--- start of Data section ---
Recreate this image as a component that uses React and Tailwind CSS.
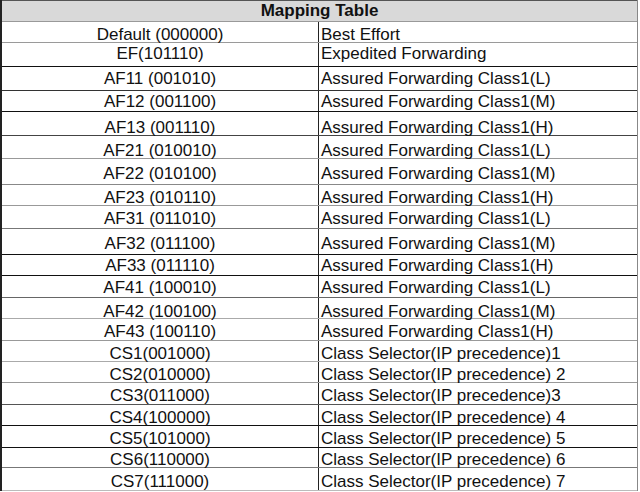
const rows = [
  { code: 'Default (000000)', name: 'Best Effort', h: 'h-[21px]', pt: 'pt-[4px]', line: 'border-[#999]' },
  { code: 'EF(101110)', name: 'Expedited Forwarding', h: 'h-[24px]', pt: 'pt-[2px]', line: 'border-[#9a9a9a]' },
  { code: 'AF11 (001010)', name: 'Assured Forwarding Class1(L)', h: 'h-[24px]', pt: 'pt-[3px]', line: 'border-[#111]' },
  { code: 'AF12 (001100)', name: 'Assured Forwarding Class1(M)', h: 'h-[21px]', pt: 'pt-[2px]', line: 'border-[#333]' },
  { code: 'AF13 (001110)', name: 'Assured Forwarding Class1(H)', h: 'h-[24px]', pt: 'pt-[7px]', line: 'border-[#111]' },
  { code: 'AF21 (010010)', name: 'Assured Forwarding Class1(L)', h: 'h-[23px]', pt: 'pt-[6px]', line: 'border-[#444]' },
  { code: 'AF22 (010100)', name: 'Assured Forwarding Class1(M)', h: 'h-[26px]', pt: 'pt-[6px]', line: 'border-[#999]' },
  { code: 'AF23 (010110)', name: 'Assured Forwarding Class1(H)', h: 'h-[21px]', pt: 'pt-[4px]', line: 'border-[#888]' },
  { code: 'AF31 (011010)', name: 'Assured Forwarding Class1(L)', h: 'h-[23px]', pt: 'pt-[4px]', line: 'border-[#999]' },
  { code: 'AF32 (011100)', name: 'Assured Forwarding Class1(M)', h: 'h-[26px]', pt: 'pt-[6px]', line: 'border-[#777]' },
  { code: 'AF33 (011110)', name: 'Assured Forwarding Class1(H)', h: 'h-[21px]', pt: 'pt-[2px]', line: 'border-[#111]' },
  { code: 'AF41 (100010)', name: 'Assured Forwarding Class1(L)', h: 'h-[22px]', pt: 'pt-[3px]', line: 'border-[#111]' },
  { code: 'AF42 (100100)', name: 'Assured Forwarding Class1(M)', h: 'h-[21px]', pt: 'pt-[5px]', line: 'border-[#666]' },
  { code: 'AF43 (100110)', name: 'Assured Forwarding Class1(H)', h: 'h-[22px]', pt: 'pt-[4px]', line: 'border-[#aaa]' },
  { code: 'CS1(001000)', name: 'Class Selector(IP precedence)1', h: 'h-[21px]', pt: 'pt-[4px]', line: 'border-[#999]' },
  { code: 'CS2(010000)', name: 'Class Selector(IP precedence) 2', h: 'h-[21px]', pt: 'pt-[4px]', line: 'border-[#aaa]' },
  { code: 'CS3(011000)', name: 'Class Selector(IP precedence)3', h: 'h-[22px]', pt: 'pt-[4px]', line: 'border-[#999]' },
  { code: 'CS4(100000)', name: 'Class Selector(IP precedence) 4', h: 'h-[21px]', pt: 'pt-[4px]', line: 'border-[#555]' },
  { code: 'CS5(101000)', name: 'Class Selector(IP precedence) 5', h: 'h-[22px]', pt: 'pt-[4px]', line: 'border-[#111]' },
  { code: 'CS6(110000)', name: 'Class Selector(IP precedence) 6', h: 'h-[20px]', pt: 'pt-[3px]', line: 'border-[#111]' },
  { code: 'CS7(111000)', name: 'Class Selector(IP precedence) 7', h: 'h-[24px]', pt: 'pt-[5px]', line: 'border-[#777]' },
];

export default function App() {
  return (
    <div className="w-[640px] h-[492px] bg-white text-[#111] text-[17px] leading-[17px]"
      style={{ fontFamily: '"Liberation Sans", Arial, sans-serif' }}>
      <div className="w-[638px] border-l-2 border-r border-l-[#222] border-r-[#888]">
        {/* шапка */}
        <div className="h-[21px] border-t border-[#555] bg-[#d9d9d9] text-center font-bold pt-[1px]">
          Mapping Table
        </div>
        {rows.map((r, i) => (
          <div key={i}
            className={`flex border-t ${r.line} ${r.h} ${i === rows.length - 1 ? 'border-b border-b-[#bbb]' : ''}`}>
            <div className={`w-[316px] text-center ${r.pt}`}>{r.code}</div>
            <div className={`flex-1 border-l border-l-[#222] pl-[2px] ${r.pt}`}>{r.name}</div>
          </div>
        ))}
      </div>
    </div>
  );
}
--- end of Data section ---
**What you have to do**
Retype each line of the listing above word for word. Exclude the pictures.

**The result**
Recreate this image as a component that uses React and Tailwind CSS.
const rows = [
  { code: 'Default (000000)', name: 'Best Effort', h: 'h-[21px]', pt: 'pt-[4px]', line: 'border-[#999]' },
  { code: 'EF(101110)', name: 'Expedited Forwarding', h: 'h-[24px]', pt: 'pt-[2px]', line: 'border-[#9a9a9a]' },
  { code: 'AF11 (001010)', name: 'Assured Forwarding Class1(L)', h: 'h-[24px]', pt: 'pt-[3px]', line: 'border-[#111]' },
  { code: 'AF12 (001100)', name: 'Assured Forwarding Class1(M)', h: 'h-[21px]', pt: 'pt-[2px]', line: 'border-[#333]' },
  { code: 'AF13 (001110)', name: 'Assured Forwarding Class1(H)', h: 'h-[24px]', pt: 'pt-[7px]', line: 'border-[#111]' },
  { code: 'AF21 (010010)', name: 'Assured Forwarding Class1(L)', h: 'h-[23px]', pt: 'pt-[6px]', line: 'border-[#444]' },
  { code: 'AF22 (010100)', name: 'Assured Forwarding Class1(M)', h: 'h-[26px]', pt: 'pt-[6px]', line: 'border-[#999]' },
  { code: 'AF23 (010110)', name: 'Assured Forwarding Class1(H)', h: 'h-[21px]', pt: 'pt-[4px]', line: 'border-[#888]' },
  { code: 'AF31 (011010)', name: 'Assured Forwarding Class1(L)', h: 'h-[23px]', pt: 'pt-[4px]', line: 'border-[#999]' },
  { code: 'AF32 (011100)', name: 'Assured Forwarding Class1(M)', h: 'h-[26px]', pt: 'pt-[6px]', line: 'border-[#777]' },
  { code: 'AF33 (011110)', name: 'Assured Forwarding Class1(H)', h: 'h-[21px]', pt: 'pt-[2px]', line: 'border-[#111]' },
  { code: 'AF41 (100010)', name: 'Assured Forwarding Class1(L)', h: 'h-[22px]', pt: 'pt-[3px]', line: 'border-[#111]' },
  { code: 'AF42 (100100)', name: 'Assured Forwarding Class1(M)', h: 'h-[21px]', pt: 'pt-[5px]', line: 'border-[#666]' },
  { code: 'AF43 (100110)', name: 'Assured Forwarding Class1(H)', h: 'h-[22px]', pt: 'pt-[4px]', line: 'border-[#aaa]' },
  { code: 'CS1(001000)', name: 'Class Selector(IP precedence)1', h: 'h-[21px]', pt: 'pt-[4px]', line: 'border-[#999]' },
  { code: 'CS2(010000)', name: 'Class Selector(IP precedence) 2', h: 'h-[21px]', pt: 'pt-[4px]', line: 'border-[#aaa]' },
  { code: 'CS3(011000)', name: 'Class Selector(IP precedence)3', h: 'h-[22px]', pt: 'pt-[4px]', line: 'border-[#999]' },
  { code: 'CS4(100000)', name: 'Class Selector(IP precedence) 4', h: 'h-[21px]', pt: 'pt-[4px]', line: 'border-[#555]' },
  { code: 'CS5(101000)', name: 'Class Selector(IP precedence) 5', h: 'h-[22px]', pt: 'pt-[4px]', line: 'border-[#111]' },
  { code: 'CS6(110000)', name: 'Class Selector(IP precedence) 6', h: 'h-[20px]', pt: 'pt-[3px]', line: 'border-[#111]' },
  { code: 'CS7(111000)', name: 'Class Selector(IP precedence) 7', h: 'h-[24px]', pt: 'pt-[5px]', line: 'border-[#777]' },
];

export default function App() {
  return (
    <div className="w-[640px] h-[492px] bg-white text-[#111] text-[17px] leading-[17px]"
      style={{ fontFamily: '"Liberation Sans", Arial, sans-serif' }}>
      <div className="w-[638px] border-l-2 border-r border-l-[#222] border-r-[#888]">
        {/* шапка */}
        <div className="h-[21px] border-t border-[#555] bg-[#d9d9d9] text-center font-bold pt-[1px]">
          Mapping Table
        </div>
        {rows.map((r, i) => (
          <div key={i}
            className={`flex border-t ${r.line} ${r.h} ${i === rows.length - 1 ? 'border-b border-b-[#bbb]' : ''}`}>
            <div className={`w-[316px] text-center ${r.pt}`}>{r.code}</div>
            <div className={`flex-1 border-l border-l-[#222] pl-[2px] ${r.pt}`}>{r.name}</div>
          </div>
        ))}
      </div>
    </div>
  );
}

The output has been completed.